Commento a cura di fra Marcello Buscemi ofm
“Andate: ecco, vi mando come agnelli in mezzo a lupi; non portate borsa, né sacca, né sandali e non fermatevi a salutare nessuno lungo la strada” (Lc 10,1-12.17-20). Non sono solo i Dodici apostoli, che debbono annunciare il Regno di Dio, ma tutti i discepoli sono inviati dal Signore Gesù ad annunciare: “È vicino a voi il Regno di Dio” (Lc 10,9). Tutti i discepoli (il 72 è numero simbolico, per indicare la missione universale della Chiesa a favore di tutti i popoli della terra) dobbiamo annunciare con la parola e la vita che Gesù è venuto a portare la salvezza e pregare incessantemente che “il Padrone della messe mandi operai nella sua messe”, perché “la messe è abbondante, ma sono pochi gli operai” (Lc 10,2). “Andate”: i discepoli di Gesù non debbono rimanere chiusi nel recinto delle chiese, ma sono “missionari per le strade del mondo”, perché quelle strade divengano “strade per Dio”. “Essere discepolo, scrive Papa Francesco, significa avere la disposizione permanente di portare agli altri l’amore di Gesù e questo avviene spontaneamente in qualsiasi luogo, nella via, nella piazza, al lavoro, in una strada.
In questa predicazione, sempre rispettosa e gentile, il primo momento consiste in un dialogo personale, in cui l’altra persona si esprime e condivide le sue gioie, le sue speranze, le preoccupazioni per i suoi cari e tante cose che riempiono il suo cuore” (Evangelii Gaudium 127-128). Usciamo, dunque, usciamo ad offrire a tutti il Regno di Dio nel nome di Gesù.
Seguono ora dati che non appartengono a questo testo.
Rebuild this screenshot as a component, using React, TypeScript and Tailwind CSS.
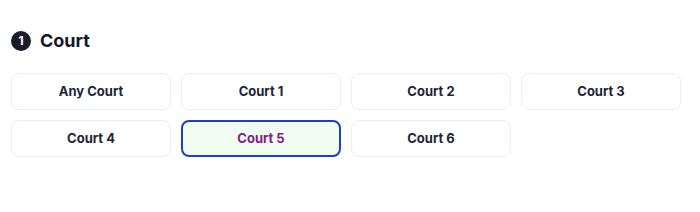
import React from "react";

const courts = ["Any Court", "Court 1", "Court 2", "Court 3", "Court 4", "Court 5", "Court 6"];

export default function App() {
  return (
    <div className="w-[700px] h-[212px] bg-white pl-[11px] pt-[27px]" style={{ fontFamily: "Inter, 'Liberation Sans', sans-serif" }}>
      <div className="flex items-center gap-[9px] h-7">
        <span className="flex items-center justify-center w-[20px] h-[20px] rounded-full bg-[#1a1d29] text-white text-[12px] font-bold leading-none">1</span>
        <span className="text-lg font-bold text-[#111827]">Court</span>
      </div>
      <div className="mt-[18px] grid grid-cols-4 gap-[10px] w-[670px]">
        {courts.map((c) => {
          const sel = c === "Court 5";
          return (
            <button
              key={c}
              className={
                sel
                  ? "h-[37px] rounded-lg border-2 border-[#1d3fc7] bg-[#f1fdf1] text-[13px] font-bold text-[#86198f]"
                  : "h-[37px] rounded-lg border border-[#eaedf1] bg-white text-[13px] font-bold text-[#1e2538]"
              }
            >
              {c}
            </button>
          );
        })}
      </div>
    </div>
  );
}
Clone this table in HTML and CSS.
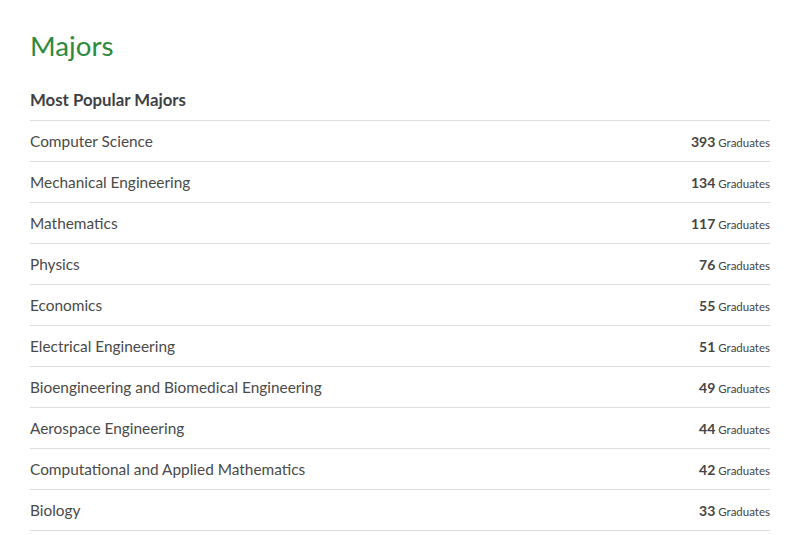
FILE: index.html
```html
<!DOCTYPE html>
<html>
<head>
<meta charset="utf-8">
<link rel="stylesheet" href="styles.css">
</head>
<body>
<main class="panel">
  <h1 class="title">Majors</h1>
  <h2 class="subtitle">Most Popular Majors</h2>
  <ul class="list">
    <li class="row"><span class="name">Computer Science</span><span class="count"><b>393</b> Graduates</span></li>
    <li class="row"><span class="name">Mechanical Engineering</span><span class="count"><b>134</b> Graduates</span></li>
    <li class="row"><span class="name">Mathematics</span><span class="count"><b>117</b> Graduates</span></li>
    <li class="row"><span class="name">Physics</span><span class="count"><b>76</b> Graduates</span></li>
    <li class="row"><span class="name">Economics</span><span class="count"><b>55</b> Graduates</span></li>
    <li class="row"><span class="name">Electrical Engineering</span><span class="count"><b>51</b> Graduates</span></li>
    <li class="row"><span class="name">Bioengineering and Biomedical Engineering</span><span class="count"><b>49</b> Graduates</span></li>
    <li class="row"><span class="name">Aerospace Engineering</span><span class="count"><b>44</b> Graduates</span></li>
    <li class="row"><span class="name">Computational and Applied Mathematics</span><span class="count"><b>42</b> Graduates</span></li>
    <li class="row"><span class="name">Biology</span><span class="count"><b>33</b> Graduates</span></li>
  </ul>
</main>
</body>
</html>
```
FILE: styles.css
```css
html, body {
  margin: 0;
  padding: 0;
  background: #fff;
}
body {
  font-family: Lato, "Noto Sans", sans-serif;
  color: #444;
}
.panel {
  padding: 26px 30px 0 30px;
}
.title {
  margin: 0;
  font-size: 27.7px;
  font-weight: 400;
  line-height: 40px;
  color: #2d8a3e;
}
.subtitle {
  margin: 20px 0 0 0;
  font-size: 16.8px;
  font-weight: 700;
  line-height: 28px;
  color: #3f3f46;
  padding-bottom: 6px;
  border-bottom: 1px solid #ddd;
}
.list {
  list-style: none;
  margin: 0;
  padding: 0;
}
.row {
  display: flex;
  justify-content: space-between;
  align-items: center;
  height: 40px;
  border-bottom: 1px solid #ddd;
  font-size: 15.4px;
}
.name {
  color: #4a4a4a;
}
.count {
  font-size: 11.5px;
  color: #444;
}
.count b {
  font-size: 14px;
  font-weight: 700;
  color: #444;
}
```
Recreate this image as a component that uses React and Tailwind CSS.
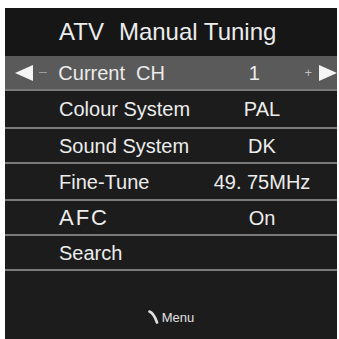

La preoccupazione del credente che si affida totalmente a Dio deve essere concentrata nell’essenziale: la venuta del Regno è l’opzione fondamentale della vita del discepolo e verso di essa deve essere orientata tutta la sua esistenza senza inquietudini e paure. “Vi mando come agnelli in mezzo a lupi”, ricordandoci sempre che il Signore è sempre con noi e portiamo con lui la Croce di salvezza: “In ogni cosa si presentino come discepoli di Gesù, con molta fermezza nelle tribolazioni, nelle necessità, nelle angosce, nelle fatiche, nelle veglie, nei digiuni; con purezza, sapienza, pazienza, benevolenza, spirito di santità, amore sincero; con parole di verità e di giustizia, con la potenza di Dio” (2Cor 6,4-7). Ascoltiamo sempre l’invito di Gesù: “Se qualcuno vuole venire dietro a me, rinneghi se stesso, prenda la sua croce ogni giorno e mi segua” (Lc 9,23).
“Non portate borsa, né sacca, né sandali e non fermatevi a salutare nessuno lungo la strada.”: i discepoli di Gesù debbono essere liberi e agili, non appesantiti da nessun segno di ricchezza o di potere e non distratti da saluti lunghi e formali. Se c’è un saluto da dare è quello di Gesù: “La pace sia con voi” o quello simile di Francesco d’Assisi: “Pace e bene”. Ma il nostro saluto sia una testimonianza di pace, secondo la beatitudine di Gesù: “Beati gli operatori di pace, perché saranno chiamati figli di Dio” (Mt 5,9) e l’esortazione di Paolo: “La pace di Cristo regni nei vostri cuori, perché ad essa siete stati chiamati in un solo corpo” (Col 3,15), cioè per edificare la Chiesa di Dio nella pace. Siamo testimoni di pace, perché “il regno di Dio è pace e gioia nello Spirito Santo: diamoci dunque alle opere della pace e alla edificazione vicendevole” (Rom 14,17-19).
E lo siamo per tutti, credenti e non credenti: “Vivete in pace, attendete alle cose vostre e lavorate con le vostre mani, come vi abbiamo ordinato, al fine di condurre una vita decorosa di fronte agli estranei e di non aver bisogno di nessuno” (1Tes 4,12). Il credente deve avere un comportamento sapiente verso «quelli di fuori» che si avvicinano a lui, anche se non appartengono al proprio gruppo socio-religioso. Ad essi bisogna offrire buona testimonianza e annunciare il «mistero di Cristo», il Vangelo, potenza di Dio che vuole tutti salvi e che “Gesù è la nostra pace” (Ef 2,14).